Any thoughts of staying another day had gone with the night. I was ready to pack it up and head home before breakfast! But, we didn't. We took a nice little drive (4 wheeling always makes Chris happy) and saw a bunch of deer along the way. We went back and had pancakes on our poorly washed dishes, thanks to me not planning for no water well enough. I hope no one gets sick. Between all the earth worms, the outhouse and who knows what else I think it will be a blessing if no one does.

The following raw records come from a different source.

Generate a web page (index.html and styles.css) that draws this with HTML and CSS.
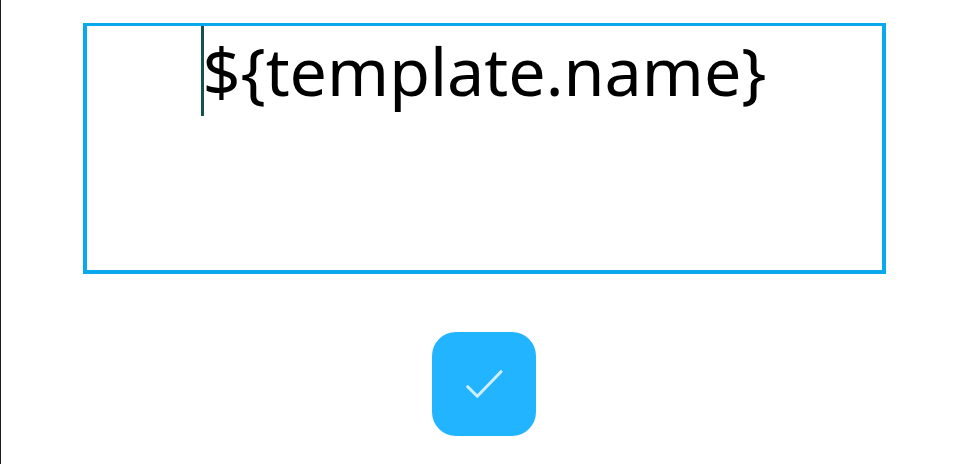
FILE: index.html

```html
<!DOCTYPE html>
<html lang="en">
<head>
  <meta charset="UTF-8">
  <title>Template name</title>
  <link rel="stylesheet" href="styles.css">
</head>
<body>
  <div class="dialog">
    <div class="nameBox">
      <span class="nameText">${template.name}</span>
    </div>
    <div class="okBtn">
      <svg class="okIcon" width="40" height="40" viewBox="0 0 40 40">
        <path d="M3.700 22.700 L13.300 32.300 L37 7.700" fill="none" stroke="#cfeeff" stroke-width="3" stroke-linecap="round" stroke-linejoin="round"/>
      </svg>
    </div>
  </div>
</body>
</html>
```

FILE: styles.css

```css
html, body {
  margin: 0;
  padding: 0;
  width: 100%;
  height: 100%;
  overflow: hidden;
  background-color: #fff;
  font-family: "Noto Sans", sans-serif;
}
.dialog {
  box-sizing: border-box;
  height: 464px;
  border-left: 1px solid #1c1c1c;
  padding: 23px 78px 0 82px;
  display: flex;
  flex-direction: column;
  align-items: center;
  gap: 58px;
}
.nameBox {
  box-sizing: border-box;
  width: 100%;
  height: 251px;
  border: 4px solid #0aa8ec;
  border-top-width: 3px;
  text-align: center;
  font-size: 66.4px;
  line-height: 88px;
  color: #000;
}
.nameText {
  position: relative;
  display: inline-block;
}
.nameText::before {
  content: "";
  position: absolute;
  left: -1px;
  top: 0;
  width: 2.5px;
  height: 90px;
  background-color: #14524b;
}
.okBtn {
  width: 104px;
  height: 104px;
  margin-right: 1px;
  border-radius: 24px;
  background-color: #22b4ff;
  display: flex;
  justify-content: center;
  align-items: center;
}
.okIcon {
  display: block;
}
```
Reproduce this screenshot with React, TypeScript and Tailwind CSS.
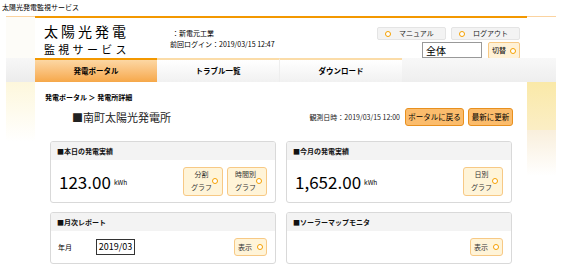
const jp = { fontFamily: '"Noto Sans CJK JP", "Liberation Sans", sans-serif' }

function Dot() {
  return <span className="inline-block h-[6px] w-[6px] rounded-full border-[1.5px] border-[#f5a000] bg-white" />
}

function TopButton({ label }: { label: string }) {
  return (
    <div className="flex h-[13px] w-[69px] items-center gap-[8px] rounded-[2px] border border-[#e4e4e4] bg-[#f3f3f3] pl-[7px] text-[7px] text-[#222]">
      <Dot />
      <span>{label}</span>
    </div>
  )
}

function GraphButton({ top, bottom }: { top: string; bottom: string }) {
  return (
    <div className="flex h-[29px] w-[40px] items-center justify-between rounded-[3px] border border-[#f7c985] bg-[#fff4d8] pl-[7px] pr-[4px] text-[7px] leading-[13px] text-[#333]">
      <div className="flex flex-col items-center">
        <span>{top}</span>
        <span>{bottom}</span>
      </div>
      <Dot />
    </div>
  )
}

function ShowButton() {
  return (
    <div className="flex h-[18px] w-[33px] items-center justify-center gap-[5px] rounded-[3px] border border-[#f7c985] bg-[#fff4d8] text-[7px] text-[#333]">
      <span>表示</span>
      <Dot />
    </div>
  )
}

function Card({ title, children, height }: { title: string; children: React.ReactNode; height: string }) {
  return (
    <div className={`flex w-[226px] flex-col overflow-hidden rounded-[3px] border border-[#d9d9d9] bg-white ${height}`}>
      <div className="flex h-[18px] items-center bg-[#f3f3f3] pl-[6px] text-[7px] font-bold text-[#111]">■{title}</div>
      {children}
    </div>
  )
}

export default function App() {
  return (
    <div className="h-[270px] w-[562px] overflow-hidden bg-white text-black" style={jp}>
      <div className="h-[16px] pl-[2px] pt-[1px] text-[7px] leading-[12px]">太陽光発電監視サービス</div>

      <div className="mx-[6px] flex">
        {/* left side */}
        <div className="flex w-[29px] flex-col">
          <div className="h-[42px] border-t border-[#fbd3a0] bg-[#fdfcf8]" />
          <div className="h-[24px] bg-gradient-to-b from-[#f7f7f7] to-[#ececec]" />
          <div className="h-[60px] bg-gradient-to-b from-[#fdf7dc] to-white" />
        </div>

        {/* center */}
        <div className="flex w-[492px] flex-col">
          <div className="flex h-[42px] border-t-2 border-[#f39800] bg-white">
            <div className="flex w-[135px] flex-col pl-[9px] pt-[4px]">
              <span className="text-[14px] leading-[18px] tracking-[3px]">太陽光発電</span>
              <span className="mt-[1px] text-[11px] leading-[16px] tracking-[3.3px]">監視サービス</span>
            </div>
            <div className="flex flex-col pt-[10px] text-[7px] leading-[11px]">
              <span className="pl-[2px]">：新電元工業</span>
              <span>前回ログイン：2019/03/15 12:47</span>
            </div>
            <div className="ml-auto flex flex-col items-end pr-[7px] pt-[9px]">
              <div className="flex gap-[5px]">
                <TopButton label="マニュアル" />
                <TopButton label="ログアウト" />
              </div>
              <div className="mt-[2px] flex gap-[6px]">
                <div className="flex h-[16px] w-[60px] items-center border border-[#999] bg-white pl-[3px] text-[10px]">全体</div>
                <div className="flex h-[17px] w-[32px] items-center justify-center gap-[4px] rounded-[2px] border border-[#f7c985] bg-[#fff1d6] text-[7px]">
                  <span>切替</span>
                  <Dot />
                </div>
              </div>
            </div>
          </div>

          <div className="flex h-[24px] text-[7.5px] font-bold">
            <div className="flex w-[122px] items-center justify-center border-t-2 border-[#f39800] bg-gradient-to-b from-[#fcd7a3] to-[#f6a848]">発電ポータル</div>
            <div className="flex w-[123px] items-center justify-center border-r border-t-2 border-[#eee] border-t-[#fbdca8] bg-gradient-to-b from-white to-[#f1f1f1]">トラブル一覧</div>
            <div className="flex w-[122px] items-center justify-center border-t-2 border-[#fbdca8] bg-gradient-to-b from-white to-[#f1f1f1]">ダウンロード</div>
            <div className="flex-1 bg-gradient-to-b from-[#f8f8f8] to-[#eeeeee]" />
          </div>

          <div className="pl-[10px] pt-[10px] text-[7px] font-bold leading-[10px]">発電ポータル ＞ 発電所詳細</div>

          <div className="mt-[6px] flex items-center pr-[14px]">
            <span className="pl-[37px] text-[11px] text-[#222]">■南町太陽光発電所</span>
            <span className="ml-auto text-[7px] text-[#222]">観測日時：2019/03/15 12:00</span>
            <div className="ml-[5px] flex h-[18px] w-[59px] items-center justify-center rounded-[3px] border border-[#e8901e] bg-[#fbbc6c] text-[7.5px]">ポータルに戻る</div>
            <div className="ml-[4px] flex h-[18px] w-[45px] items-center justify-center rounded-[3px] border border-[#e8901e] bg-[#fbbc6c] text-[7.5px]">最新に更新</div>
          </div>

          <div className="mt-[15px] flex gap-[10px] pl-[15px]">
            <Card title="本日の発電実績" height="h-[62px]">
              <div className="flex flex-1 items-center pl-[8px] pr-[8px]">
                <span className="text-[17px] leading-none">123.00</span>
                <span className="ml-[3px] mt-[4px] text-[6.5px]">kWh</span>
                <div className="ml-auto flex gap-[4px]">
                  <GraphButton top="分割" bottom="グラフ" />
                  <GraphButton top="時間別" bottom="グラフ" />
                </div>
              </div>
            </Card>
            <Card title="今月の発電実績" height="h-[62px]">
              <div className="flex flex-1 items-center pl-[8px] pr-[8px]">
                <span className="text-[17px] leading-none">1,652.00</span>
                <span className="ml-[3px] mt-[4px] text-[6.5px]">kWh</span>
                <div className="ml-auto">
                  <GraphButton top="日別" bottom="グラフ" />
                </div>
              </div>
            </Card>
          </div>

          <div className="mt-[9px] flex gap-[10px] pl-[15px]">
            <Card title="月次レポート" height="h-[52px]">
              <div className="flex flex-1 items-center pl-[7px] pr-[8px]">
                <span className="w-[38px] text-[7px]">年月</span>
                <div className="flex h-[16px] w-[39px] items-center justify-center border border-[#333] text-[9px]">2019/03</div>
                <div className="ml-auto">
                  <ShowButton />
                </div>
              </div>
            </Card>
            <Card title="ソーラーマップモニタ" height="h-[52px]">
              <div className="flex flex-1 items-center justify-end pr-[8px]">
                <ShowButton />
              </div>
            </Card>
          </div>
        </div>

        {/* right side */}
        <div className="flex w-[29px] flex-col">
          <div className="h-[42px] border-t border-[#fbd3a0] bg-white" />
          <div className="h-[24px] bg-gradient-to-b from-[#f8f8f8] to-[#eeeeee]" />
          <div className="h-[48px] bg-gradient-to-b from-[#fae9a8] to-[#fbeec5]" />
          <div className="h-[46px] bg-gradient-to-b from-[#f9efdc] to-white" />
        </div>
      </div>
    </div>
  )
}
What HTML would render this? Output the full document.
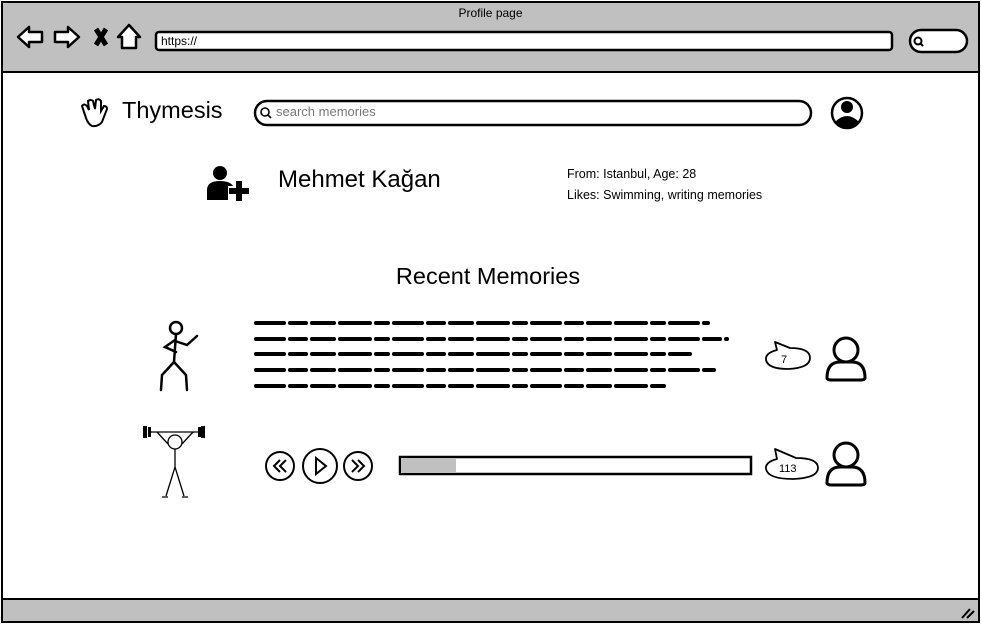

Now, we are home with all of the comforts of life. A shower, plenty of hot water, a nice bed and a washing machine. It is nice, but just not the same. I still feel a bit meloncholy about leaving, but then I wonder exactly how crazy I am. Through it all I am struck by two things. I am really amazed at what my mom did for us and I hope that I can continue to do it for my kids. I came away with some amazing memories, and I know that is the most important thing of all. Making memories. Yeah, it is a lot of work but so is anything else worth doing. That said, I think we will wait until next summer to make any more memories.

3 comments:

Amy Hunter said...

I'm laughing/crying for you in your love/hate relationship with nature. What a memory you made...My favorite line was when you were describing Alex's screams, "He's fun like that." I died laughing. I hope you had a fun birthday (29 right?) anyway!

Rebecca said...

Haha, great post--I was laughing out loud! I love nature too, until I actually decide to go out in it haha. Still, you'll have tons of great memories! I think it would be fun to go camping with you guys, we'll have to come and next summer and go.

4sweetboys1princess said...

You are brave- I hate camping but my kids love it. We go in the fall here so it is not too hot. I can only handle one night about once a year.